1. A throttle valve assembly comprising: a main body (1,0) having an-air passageway
(12) formed therein; a throttle valve (18) fixed to a throttle valve stem (20) arranged
in said air passageway in such a manner as to extend substantially at a right angle
to an air flow through said air passageway; a fuel injection valve (14) arranged in
said air passageway in a position upstream of said throttle valve; a support arm (16)
supporting said fuel injection valve; a bypass passageway (22) having an inlet (24)
opening in said air passageway in a position upstream of said fuel injection valve
and an outlet (26A) opening in an annular gap defined between said fuel injection
valve and a wall of said air passageway; and a thermal type air flowmeter (28) located
midway in said bypass passageway, characterized in that said air passageway (12) is
splitted into two portions (32, 34) by said support arm (16) in the vicinity of said
fuel injection valve (14), and said outlet (26A) is positioned to open in one (32)
of said two portions of the splitted air passageway, and said bypass passageway (22)
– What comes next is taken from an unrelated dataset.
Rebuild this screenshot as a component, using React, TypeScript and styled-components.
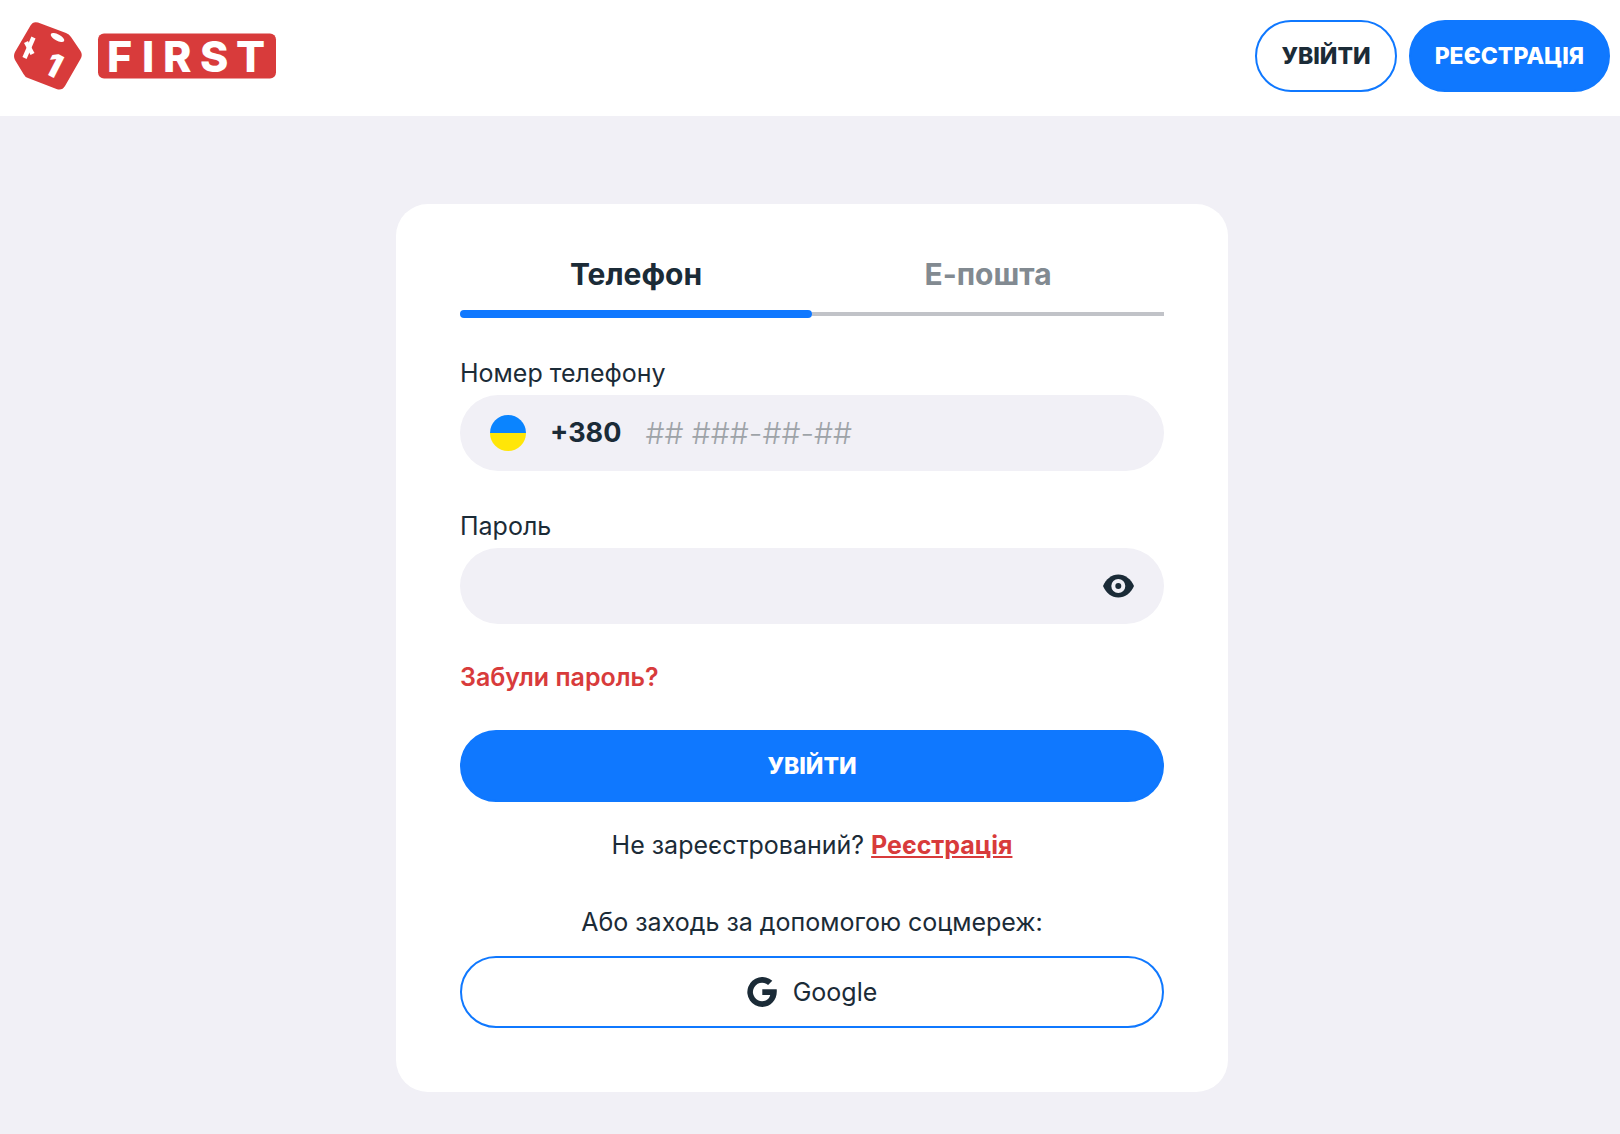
import React, { useState } from "react";
import styled, { createGlobalStyle, css } from "styled-components";

const color = {
  ink: "#1b2b37",
  blue: "#0f78ff",
  red: "#d83b3b",
  page: "#f1f0f6",
  muted: "#828a91",
  line: "#c1c3c8",
  placeholder: "#9ea3a8",
};

const GlobalStyle = createGlobalStyle`
  *, *::before, *::after { box-sizing: border-box; }
  body {
    margin: 0;
    background: ${color.page};
    color: ${color.ink};
    font-family: Inter, "Open Sans", sans-serif;
    font-size: 25px;
    line-height: 32px;
  }
  button, input { font: inherit; color: inherit; }
`;

const Header = styled.header`
  display: flex;
  align-items: center;
  justify-content: space-between;
  padding: 20px 10px 24px 14px;
  background: #fff;
`;

const LogoLink = styled.a`
  display: flex;
  align-items: center;
  gap: 16px;
`;

const Wordmark = styled.svg`
  overflow: visible;
`;

const HeaderActions = styled.nav`
  display: flex;
  gap: 12px;
`;

const Button = styled.button<{ $outlined?: boolean }>`
  display: flex;
  align-items: center;
  justify-content: center;
  gap: 16px;
  height: 72px;
  padding: 0 24px;
  border: 2px solid ${color.blue};
  border-radius: 36px;
  background: ${color.blue};
  color: #fff;
  font-size: 23px;
  font-weight: 800;
  cursor: pointer;
  ${(p) =>
    p.$outlined &&
    css`
      background: #fff;
      color: ${color.ink};
    `}
`;

const GoogleButton = styled(Button)`
  font-size: 25px;
  font-weight: 400;
`;

const Main = styled.main`
  display: flex;
  justify-content: center;
  padding: 88px 10px 42px 14px;
`;

const Card = styled.section`
  width: 100%;
  max-width: 832px;
  padding: 44px 64px 64px;
  border-radius: 32px;
  background: #fff;
`;

const Tabs = styled.div`
  display: grid;
  grid-template-columns: 1fr 1fr;
`;

const Tab = styled.button<{ $active: boolean }>`
  display: flex;
  flex-direction: column;
  padding: 0;
  border: 0;
  background: none;
  color: ${(p) => (p.$active ? color.ink : color.muted)};
  font-size: 30px;
  font-weight: 700;
  line-height: 52px;
  cursor: pointer;

  &::after {
    content: "";
    width: 100%;
    height: ${(p) => (p.$active ? 8 : 4)}px;
    margin: ${(p) => (p.$active ? 10 : 12)}px 0 0;
    border-radius: ${(p) => (p.$active ? 4 : 0)}px;
    background: ${(p) => (p.$active ? color.blue : color.line)};
  }
`;

const TabLabel = styled.span`
  width: 100%;
  text-align: center;
`;

const Form = styled.form`
  display: flex;
  flex-direction: column;
  gap: 37px;
  padding-top: 37px;
`;

const Field = styled.div`
  display: flex;
  flex-direction: column;
  gap: 4px;
`;

const Label = styled.label`
  line-height: 36px;
`;

const InputShell = styled.div`
  display: flex;
  align-items: center;
  gap: 24px;
  height: 76px;
  padding: 0 30px;
  border-radius: 38px;
  background: ${color.page};
`;

const Flag = styled.span`
  width: 36px;
  height: 36px;
  border-radius: 50%;
  background: linear-gradient(#0a84ff 50%, #ffe608 50%);
`;

const DialCode = styled.span`
  font-size: 27px;
  font-weight: 700;
`;

const TextInput = styled.input`
  flex: 1;
  min-width: 0;
  padding: 0;
  border: 0;
  outline: 0;
  background: none;
  font-size: 30px;
  font-weight: 300;

  &::placeholder {
    color: ${color.placeholder};
    opacity: 1;
  }
`;

const IconButton = styled.button`
  display: flex;
  padding: 0;
  border: 0;
  background: none;
  cursor: pointer;
`;

const ForgotLink = styled.a`
  align-self: flex-start;
  color: ${color.red};
  font-weight: 600;
  text-decoration: none;
`;

const Note = styled.p`
  margin: 27px 0 0;
  text-align: center;
`;

const SignUpLink = styled.a`
  color: ${color.red};
  font-weight: 700;
`;

const Social = styled.div`
  display: flex;
  flex-direction: column;
  gap: 18px;
  padding-top: 45px;
  text-align: center;
`;

function Logo() {
  return (
    <LogoLink href="#" aria-label="First">
      <svg width="68" height="68" viewBox="14 22 68 68" aria-hidden="true">
        <path
          d="M30.500 25.500Q33 21 38 22.500L66 33Q69 34 71 37L80.500 51Q83 55 80.500 59L65 86Q62 91 56.500 89L28 78Q25 77 23.500 74L15 60Q13 56 15 52Z"
          fill={color.red}
        />
        <ellipse cx="57.500" cy="37.500" rx="7.500" ry="3.200" transform="rotate(28 57.500 37.500)" fill="#fff" />
        <path d="M33.500 37.500L24.500 58" stroke="#fff" strokeWidth="4.500" />
        <path d="M26 42L32.500 54" stroke="#fff" strokeWidth="4.500" />
        <text x="-11" y="0" transform="translate(52 77) rotate(27)" fill="#fff" fontSize="32" fontWeight="900">
          1
        </text>
      </svg>
      <Wordmark width="178" height="46" viewBox="0 0 178 46" role="img" aria-label="FIRST">
        <rect y="0.500" width="178" height="45" rx="6" fill={color.red} />
        <text x="9 44 65 102 138" y="38.500" fill="#fff" fontSize="43" fontWeight="800">
          FIRST
        </text>
      </Wordmark>
    </LogoLink>
  );
}

function EyeIcon() {
  return (
    <svg width="31" height="36" viewBox="0 0 31 36" aria-hidden="true">
      <path d="M0 18C3 11 8.500 6.500 15.300 6.500S28 11 31 18c-3 7-9 11.500-15.700 11.500S3 25 0 18Z" fill={color.ink} />
      <circle cx="15.300" cy="18" r="5" fill="none" stroke={color.page} strokeWidth="4" />
    </svg>
  );
}

function GoogleIcon() {
  return (
    <svg width="30" height="30" viewBox="0 0 30 30" aria-hidden="true">
      <path
        d="M15.300 12.300H29.700C30.700 22 24.500 30 15.300 30A15 15 0 1 1 25.300 3.800L21.100 8A9.200 9.200 0 1 0 15.300 24.200C19.300 24.200 22.100 22.200 23.200 18.100H15.300Z"
        fill={color.ink}
      />
    </svg>
  );
}

export default function App() {
  const [tab, setTab] = useState<"phone" | "email">("phone");
  const [shown, setShown] = useState(false);

  return (
    <>
      <GlobalStyle />
      <Header>
        <Logo />
        <HeaderActions>
          <Button type="button" $outlined>
            УВІЙТИ
          </Button>
          <Button type="button">РЕЄСТРАЦІЯ</Button>
        </HeaderActions>
      </Header>
      <Main>
        <Card>
          <Tabs role="tablist">
            <Tab type="button" role="tab" aria-selected={tab === "phone"} $active={tab === "phone"} onClick={() => setTab("phone")}>
              <TabLabel>Телефон</TabLabel>
            </Tab>
            <Tab type="button" role="tab" aria-selected={tab === "email"} $active={tab === "email"} onClick={() => setTab("email")}>
              <TabLabel>Е-пошта</TabLabel>
            </Tab>
          </Tabs>
          <Form onSubmit={(e) => e.preventDefault()}>
            <Field>
              <Label htmlFor="phone">Номер телефону</Label>
              <InputShell>
                <Flag />
                <DialCode>+380</DialCode>
                <TextInput id="phone" type="tel" placeholder="## ###-##-##" />
              </InputShell>
            </Field>
            <Field>
              <Label htmlFor="password">Пароль</Label>
              <InputShell>
                <TextInput id="password" type={shown ? "text" : "password"} />
                <IconButton type="button" aria-label="Показати пароль" onClick={() => setShown(!shown)}>
                  <EyeIcon />
                </IconButton>
              </InputShell>
            </Field>
            <ForgotLink href="#">Забули пароль?</ForgotLink>
            <Button type="submit">УВІЙТИ</Button>
          </Form>
          <Note>
            Не зареєстрований? <SignUpLink href="#">Реєстрація</SignUpLink>
          </Note>
          <Social>
            <span>Або заходь за допомогою соцмереж:</span>
            <GoogleButton type="button" $outlined>
              <GoogleIcon />
              Google
            </GoogleButton>
          </Social>
        </Card>
      </Main>
    </>
  );
}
has another outlet (26B) opening in the other (34) of said two portions of the splitted
air passageway.
2. A throttle valve assembly as claimed in claim 1, characterized in that said support
arm (16) and said throttle valve stem (20) are superposed one above another so as
to vertically align with each other as viewed in a direction of the air flow through
said air passageway (12).
3. A throttle valve assembly as claimed in claim 1, characterized in that said outlets
(26A, 26B) of said bypass passageway (22) opening in said two portions (32, 34) of
the air passageway (12), respectively, are located symmetrically with respect to the
axis of said support arm (16).
4. A throttle valve assembly as claimed in claim 1, characterized in that said bypass
passageway (22) is formed in said main body (10).